I don’t know what it is about little kids but they can make more noise than a troop of howler monkeys. All day long Liam sounds like a herd of elephants as he traverses the house. He also likes to announce everything he does.
“Mommy! I have to potty!”
“Mommy! I pooped!” (My favorite. I have also been reliably informed that he announces this fact at daycare as well. *eye roll*)
“Mommy! Jamie’s trying to get my Star Wars toys!”
And on and on and on. Don’t even get me started on the fact that he can have a tantrum, be screaming his fool head off over nothing, and set Jamie to screaming in response. That’s a special brand of fun.
And then bedtime rolls around and he gets tucked in and well all breathe a sigh of relief.
But God help you if he has to get out of bed for anything and come find you. The kid is like a super triple black belt ninja. On more than one occasion I’ve been sitting quietly in the family room either watching TV or spending too much time on the internet when suddenly there is a little person RIGHT THERE next to me. I nearly jump out of my skin.
Once, I got up out of my chair to go use the bathroom and there he was. I almost didn’t have to use the bathroom after that.
It constantly amazes me how much noise he can create until darkness falls. Then he switches on his Ninja Senses and proceeds to scare the living daylights out of us!
1. “No, Jamie, you may not have the computer!”
2. “Thank you for urping on me, child, that’s just lovely.”
3. “Liam, just go to the bathroom!”
4. “Maggie you just came in!”
5. “Smarty pants!” (to Liam)
6. “Jamie, if you want to get to that, you’re going to have to learn how to pull up.”
7. “Stop screaming, roll over on your tummy and sit up, Jamie!”
8. “Mommy needs a nap.”
10.“Maggie, *what* is your problem?”
11. “I love you, kiddo.”
12.“I want a vacation.”
13.“Maggie! STOP LICKING THE CARPET!”
We’re TV addicts in this house and my kids watch a fair amount of TV. Liam likes to watch kiddie shows when he gets up in the morning and on days that he doesn’t have pre-school I generally let him watch about an hour and a half of programming. I will also let him watch one movie per day. Yes, it sounds like a lot but it doesn’t keep him from being so smart he scares me and it doesn’t seem to make him hyperactive so I don’t really have a problem with it. We try to watch Playhouse Disney, PBS Kids, or Noggin so we make an attempt for his TV watching to be educational.
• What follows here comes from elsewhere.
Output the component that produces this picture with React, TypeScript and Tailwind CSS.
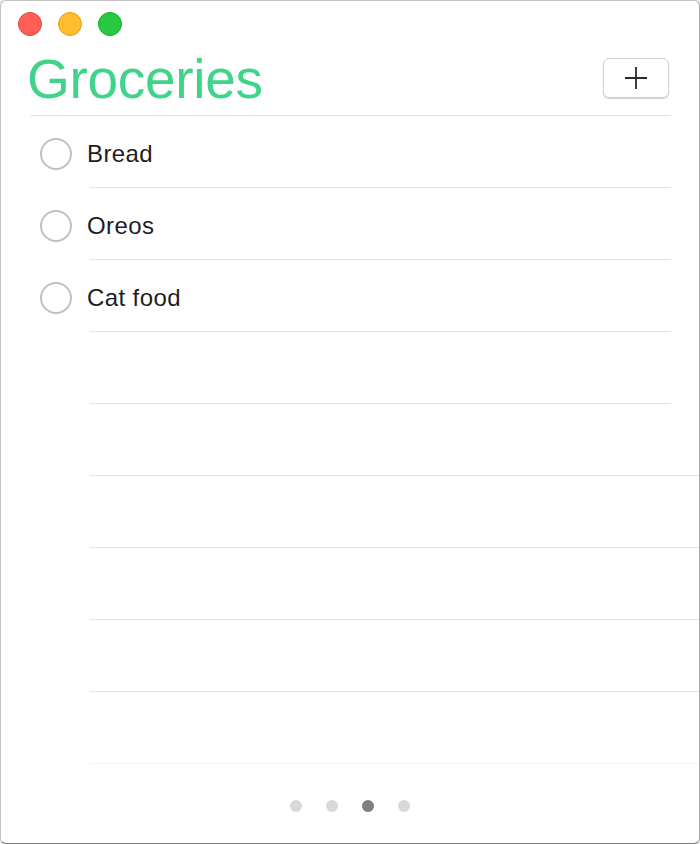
import React from 'react';

type Row = { label?: string; line: 'short' | 'long' | 'faint' };

const rows: Row[] = [
  { label: 'Bread', line: 'short' },
  { label: 'Oreos', line: 'short' },
  { label: 'Cat food', line: 'short' },
  { line: 'short' },
  { line: 'long' },
  { line: 'long' },
  { line: 'long' },
  { line: 'long' },
  { line: 'faint' },
];

const font = { fontFamily: '"Helvetica Neue", "Liberation Sans", Arial, sans-serif' };

const App = () => {
  return (
    <div className="w-[700px] h-[844px] bg-[#ececec]" style={font}>
      <div className="w-full h-full flex flex-col bg-white rounded-[6px] border border-[#c2c2c2] border-r-[#a9a9a9] border-b-[#7c7c7c] overflow-hidden">
        {/* Traffic lights */}
        <div className="flex items-center gap-[16px] pl-[17px] pt-[11px] h-[35px] shrink-0">
          <span className="w-[24px] h-[24px] rounded-full bg-[#ff5f57] border border-[#e2463f]" />
          <span className="w-[24px] h-[24px] rounded-full bg-[#ffbd2e] border border-[#e1a116]" />
          <span className="w-[24px] h-[24px] rounded-full bg-[#28c940] border border-[#14ae2c]" />
        </div>

        {/* Header */}
        <div className="flex items-center justify-between h-[79px] pt-[4px] pl-[26px] pr-[30px] shrink-0">
          <h1 className="text-[55px] leading-none text-[#40d48b] tracking-[-0.3px] mt-[4px]">Groceries</h1>
          <button className="w-[66px] h-[40px] rounded-[6px] border border-[#d2d2d2] bg-white shadow-[0_1px_1px_rgba(0,0,0,0.18)] flex items-center justify-center">
            <svg width="22" height="22" viewBox="0 0 22 22" fill="none" stroke="#2b2b2b" strokeWidth="1.8">
              <line x1="11" y1="0" x2="11" y2="22" />
              <line x1="0" y1="11" x2="22" y2="11" />
            </svg>
          </button>
        </div>
        <div className="ml-[29px] mr-[28px] h-px bg-[#e4e4e4] shrink-0" />

        {/* List */}
        <div className="flex flex-col shrink-0">
          {rows.map((row, i) => (
            <div key={i} className="flex flex-col h-[72px]">
              <div className="flex-1 flex items-center pt-[4px] pl-[39px] gap-[15px]">
                {row.label && (
                  <>
                    <span className="w-[32px] h-[32px] rounded-full border-2 border-[#c0c0c0]" />
                    <span className="text-[24px] leading-none text-[#1e1e1e] tracking-[0.4px]">{row.label}</span>
                  </>
                )}
              </div>
              <div
                className={
                  row.line === 'short'
                    ? 'ml-[89px] mr-[28px] h-px bg-[#e4e4e4]'
                    : row.line === 'long'
                    ? 'ml-[89px] h-px bg-[#e4e4e4]'
                    : 'ml-[89px] h-px bg-[#f4f4f4]'
                }
              />
            </div>
          ))}
        </div>

        {/* Page dots */}
        <div className="flex justify-center gap-[24px] mt-[36px]">
          <span className="w-[12px] h-[12px] rounded-full bg-[#d9d9d9]" />
          <span className="w-[12px] h-[12px] rounded-full bg-[#d9d9d9]" />
          <span className="w-[12px] h-[12px] rounded-full bg-[#7f7f7f]" />
          <span className="w-[12px] h-[12px] rounded-full bg-[#d9d9d9]" />
        </div>
      </div>
    </div>
  );
};

export default App;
Of course this means that I get tortured by children’s TV programming every. single. day. If you name the show, I have probably seen at least one episode of it. Except Yo Gabba Gabba. That shit scares me.
I’ve noticed lately that either the people that come up with kids TV are just oblivious or they are intentionally slipping in stuff to makes the parents go “oh hell, they did not just say that did they?”
A few examples:
- Handy Manny. Manny Garcia and his nine tools live in the town of Sheetrock Hills and they help out the townspeople great and small with their handyman type problems. Included in the cast of characters is Kelly, the owner of the local hardware store. If you watch the show enough you will see that Kelly always has *just* what Manny needs. The most esoteric part for your project? Yep, Kelly’s got it. And they shove it in your face, too! “Kelly, you always have what we need!” Yeah, she’s always got what Manny needs. In her pants.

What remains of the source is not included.